Nel 1994 si arrivò ad un “cessate il fuoco”, non ad una pace formalmente conclusa. Poi la situazione è rimasta quella che era, caratterizzata da scaramucce di vario tipo. Le forze armate armene conquistavano aree di territorio per collegare il Nagorno-Karabakh all'Armenia. La Russia, che si trovava in quella che considerava la sua zona di influenza, con le sue truppe cercava di mantenere lo status quo.
Ma dal 2014 l'imperialismo russo si concentrava, necessariamente, sull'Ucraina. Con l'attuale sanguinosa guerra in Ucraina, la Russia non ha più la volontà di imporsi nel Caucaso.
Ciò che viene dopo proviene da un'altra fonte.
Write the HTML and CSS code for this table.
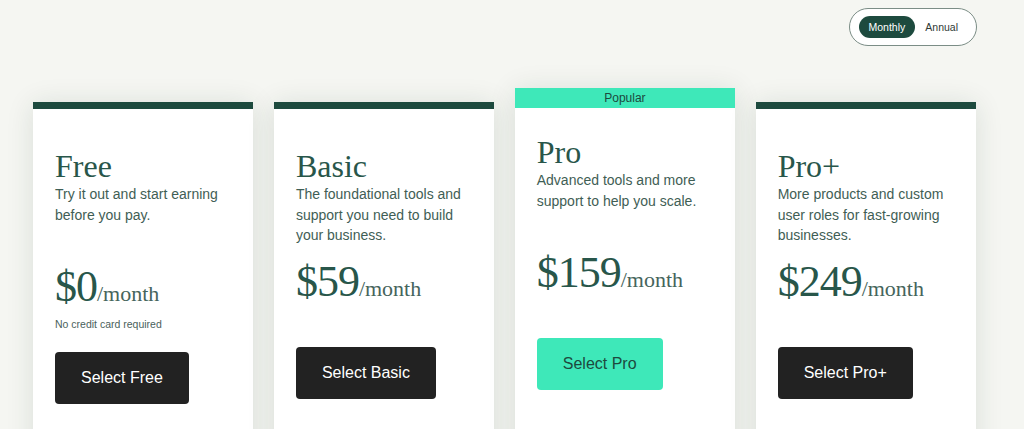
FILE: index.html
```html
<!DOCTYPE html>
<html lang="en">
<head>
<meta charset="utf-8">
<title>Pricing</title>
<link rel="stylesheet" href="styles.css">
</head>
<body>
<div class="page">
  <div class="toolbar">
    <div class="billing-toggle">
      <span class="billing-option billing-option--active">Monthly</span>
      <span class="billing-option">Annual</span>
    </div>
  </div>
  <div class="plans">
    <div class="plan">
      <div class="plan-bar"></div>
      <div class="plan-body">
        <h2 class="plan-name">Free</h2>
        <p class="plan-desc">Try it out and start earning before you pay.</p>
        <div class="plan-price plan-price--low"><span class="plan-amount">$0</span><span class="plan-period">/month</span></div>
        <p class="plan-note">No credit card required</p>
        <a class="plan-btn">Select Free</a>
      </div>
    </div>
    <div class="plan">
      <div class="plan-bar"></div>
      <div class="plan-body">
        <h2 class="plan-name">Basic</h2>
        <p class="plan-desc">The foundational tools and support you need to build your business.</p>
        <div class="plan-price"><span class="plan-amount">$59</span><span class="plan-period">/month</span></div>
        <p class="plan-note"></p>
        <a class="plan-btn">Select Basic</a>
      </div>
    </div>
    <div class="plan plan--popular">
      <div class="plan-bar plan-bar--popular">Popular</div>
      <div class="plan-body">
        <h2 class="plan-name">Pro</h2>
        <p class="plan-desc">Advanced tools and more support to help you scale.</p>
        <div class="plan-price plan-price--low"><span class="plan-amount">$159</span><span class="plan-period">/month</span></div>
        <p class="plan-note"></p>
        <a class="plan-btn plan-btn--accent">Select Pro</a>
      </div>
    </div>
    <div class="plan">
      <div class="plan-bar"></div>
      <div class="plan-body">
        <h2 class="plan-name">Pro+</h2>
        <p class="plan-desc">More products and custom user roles for fast-growing businesses.</p>
        <div class="plan-price"><span class="plan-amount">$249</span><span class="plan-period">/month</span></div>
        <p class="plan-note"></p>
        <a class="plan-btn">Select Pro+</a>
      </div>
    </div>
  </div>
</div>
</body>
</html>
```

FILE: styles.css
```css
html, body {
  margin: 0;
  padding: 0;
  overflow: hidden;
  background: #f5f6f2;
}

body {
  font-family: "Liberation Sans", Arial, sans-serif;
  color: #3d5c53;
}

.page {
  width: 944px;
  margin-left: 33px;
  padding-top: 8px;
}

.toolbar {
  display: flex;
  justify-content: flex-end;
}

.billing-toggle {
  display: flex;
  align-items: center;
  border: 1px solid #7b8d86;
  border-radius: 999px;
  background: #ffffff;
  padding: 7px 8px 7px 9px;
}

.billing-option {
  display: flex;
  align-items: center;
  height: 22px;
  padding: 0 10px;
  border-radius: 999px;
  font-size: 10.5px;
  color: #2f3a36;
}

.billing-option--active {
  background: #1d4a3e;
  color: #ffffff;
}

.plans {
  display: flex;
  align-items: flex-start;
  gap: 20.5px;
  margin-top: 56px;
  margin-right: 1px;
}

.plan {
  flex: 1 1 0;
  background: #ffffff;
  box-shadow: 0 2px 26px rgba(22, 60, 45, 0.12);
}

.plan--popular {
  margin-top: -14px;
}

.plan-bar {
  height: 7px;
  background: #1d4a3e;
}

.plan-bar--popular {
  height: 20px;
  background: #3ee8b9;
  color: #1d4a3e;
  font-size: 12px;
  line-height: 20px;
  text-align: center;
}

.plan-body {
  padding: 39px 22px 80px;
}

.plan--popular .plan-body {
  padding-top: 26px;
}

.plan-name {
  margin: 0;
  font-family: "Liberation Serif", "Times New Roman", serif;
  font-weight: 400;
  font-size: 32px;
  line-height: 36px;
  color: #28564a;
}

.plan-desc {
  margin: 0;
  font-size: 14px;
  line-height: 20.5px;
  color: #3f5e55;
}

.plan-price {
  margin-top: 12px;
  font-family: "Liberation Serif", "Times New Roman", serif;
  line-height: 48px;
  height: 48px;
  white-space: nowrap;
}

.plan-price--low {
  margin-top: 38px;
}

.plan-amount {
  font-size: 44px;
  letter-spacing: -1px;
  color: #28564a;
}

.plan-period {
  font-size: 22px;
  color: #46655c;
}

.plan-note {
  margin: 5px 0 0;
  height: 16px;
  font-size: 10.5px;
  line-height: 16px;
  color: #4a625c;
}

.plan-btn {
  display: inline-flex;
  align-items: center;
  justify-content: center;
  height: 52px;
  margin-top: 20px;
  padding: 0 26px;
  border-radius: 4px;
  background: #222222;
  color: #ffffff;
  font-size: 16px;
  text-decoration: none;
}

.plan-btn--accent {
  background: #3ee8b9;
  color: #1d4a3e;
}
```
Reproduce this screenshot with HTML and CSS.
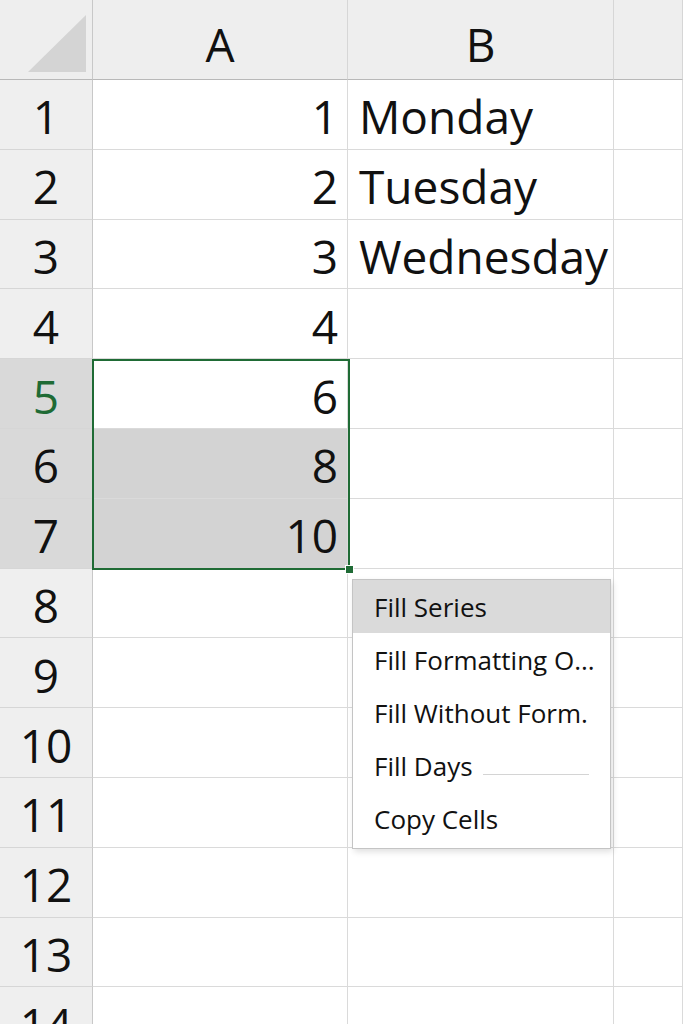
FILE: index.html
```html
<!DOCTYPE html>
<html lang="en">
<head>
    <meta charset="UTF-8">
    <meta name="viewport" content="width=device-width, initial-scale=1.0">
    <title>Fill Series</title>
    <link rel="stylesheet" href="styles.css">
</head>
<body>
    <div class="sheet">
        <!-- column headers -->
        <div class="corner">
            <svg width="93" height="80" viewBox="0 0 93 80">
                <polygon points="28,72 86,72 86,15" fill="#d4d4d4" />
            </svg>
        </div>
        <div class="col-head">A</div>
        <div class="col-head">B</div>
        <div class="col-head"></div>

        <div class="row-head">1</div>
        <div class="cell num">1</div>
        <div class="cell text">Monday</div>
        <div class="cell"></div>

        <div class="row-head">2</div>
        <div class="cell num">2</div>
        <div class="cell text">Tuesday</div>
        <div class="cell"></div>

        <div class="row-head">3</div>
        <div class="cell num">3</div>
        <div class="cell text">Wednesday</div>
        <div class="cell"></div>

        <div class="row-head">4</div>
        <div class="cell num">4</div>
        <div class="cell"></div>
        <div class="cell"></div>

        <div class="row-head active current">5</div>
        <div class="cell num">6</div>
        <div class="cell"></div>
        <div class="cell"></div>

        <div class="row-head active">6</div>
        <div class="cell num picked">8</div>
        <div class="cell"></div>
        <div class="cell"></div>

        <div class="row-head active">7</div>
        <div class="cell num picked">10</div>
        <div class="cell"></div>
        <div class="cell"></div>

        <div class="row-head">8</div>
        <div class="cell"></div>
        <div class="cell"></div>
        <div class="cell"></div>

        <div class="row-head">9</div>
        <div class="cell"></div>
        <div class="cell"></div>
        <div class="cell"></div>

        <div class="row-head">10</div>
        <div class="cell"></div>
        <div class="cell"></div>
        <div class="cell"></div>

        <div class="row-head">11</div>
        <div class="cell"></div>
        <div class="cell"></div>
        <div class="cell"></div>

        <div class="row-head">12</div>
        <div class="cell"></div>
        <div class="cell"></div>
        <div class="cell"></div>

        <div class="row-head">13</div>
        <div class="cell"></div>
        <div class="cell"></div>
        <div class="cell"></div>

        <div class="row-head">14</div>
        <div class="cell"></div>
        <div class="cell"></div>
        <div class="cell"></div>

        <!-- selection A5:A7 -->
        <div class="selection">
            <span class="handle"></span>
        </div>

        <!-- auto fill options -->
        <ul class="menu">
            <li class="menu-item hover">Fill Series</li>
            <li class="menu-item">Fill Formatting O...</li>
            <li class="menu-item">Fill Without Form.</li>
            <li class="menu-item">Fill Days <span class="menu-rule"></span></li>
            <li class="menu-item">Copy Cells</li>
        </ul>
    </div>
</body>
</html>
```

FILE: styles.css
```css
body {
    margin: 0;
    background-color: #fff;
    font-family: "Open Sans", "Noto Sans", sans-serif;
    color: #111;
    overflow: hidden;
}
.sheet {
    position: relative;
    display: grid;
    grid-template-columns: 93px 255px 266px 1fr;
    grid-template-rows: 80px repeat(14, 69.8px);
    width: 683px;
    height: 1024px;
    overflow: hidden;
}
.corner {
    background-color: #eeeeee;
    border-right: 1px solid #c8c8c8;
    border-bottom: 1px solid #b8b8b8;
    box-sizing: border-box;
}
.corner svg {
    display: block;
}
.col-head {
    display: flex;
    align-items: center;
    justify-content: center;
    background-color: #eeeeee;
    border-right: 1px solid #d6d6d6;
    border-bottom: 1px solid #b8b8b8;
    box-sizing: border-box;
    font-size: 46px;
    padding-top: 8px;
}
.row-head {
    display: flex;
    align-items: center;
    justify-content: center;
    background-color: #efefef;
    border-right: 1px solid #c8c8c8;
    border-bottom: 1px solid #d6d6d6;
    box-sizing: border-box;
    font-size: 46px;
    padding-top: 4px;
}
.row-head.active {
    background-color: #d9d9d9;
}
.row-head.current {
    color: #1f6b35;
}
.cell {
    display: flex;
    align-items: center;
    border-right: 1px solid #dadada;
    border-bottom: 1px solid #dadada;
    box-sizing: border-box;
    font-size: 46px;
    padding-top: 4px;
    white-space: nowrap;
}
.cell.num {
    justify-content: flex-end;
    padding-right: 9px;
}
.cell.text {
    padding-left: 11px;
    overflow: visible;
}
.cell.picked {
    background-color: #d3d3d3;
}
.selection {
    position: absolute;
    left: 92px;
    top: 359px;
    width: 258px;
    height: 211px;
    border: 2px solid #1f6b35;
    box-sizing: border-box;
    pointer-events: none;
}
.handle {
    position: absolute;
    right: -6px;
    bottom: -6px;
    width: 7px;
    height: 7px;
    background-color: #1f6b35;
    border: 1px solid #fff;
}
.menu {
    position: absolute;
    left: 352px;
    top: 579px;
    width: 259px;
    margin: 0;
    padding: 0 0 2px;
    list-style: none;
    background-color: #fff;
    border: 1px solid #c4c4c4;
    box-sizing: border-box;
    box-shadow: 2px 3px 6px rgba(0, 0, 0, 0.12);
}
.menu-item {
    display: flex;
    align-items: center;
    height: 53.2px;
    padding-left: 21px;
    font-size: 26px;
    white-space: nowrap;
}
.menu-item.hover {
    background-color: #dadada;
}
.menu-rule {
    width: 106px;
    margin-left: 10px;
    margin-top: 16px;
    border-bottom: 1px solid #d4d4d4;
}
```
Tanto più che l'Azerbaijan ha il sostegno politico e militare della Turchia, membro della NATO, ma anche partner, fino ad un certo punto, di Mosca nel conflitto ucraino.
Nessuno sa come si evolverà questo conflitto tra Azerbaijan e Armenia, ma una cosa è certa: il Caucaso è tornato ad essere un punto estremamente caldo. E i proletari della regione, siano essi armeni, azeri o altri, pagheranno il prezzo di una guerra che rischia di estendersi. Quindi urge sviluppare la lotta di classe, per rovesciare le classi borghesi dominanti in Azerbaijan e Armenia, per costruire un futuro di pace.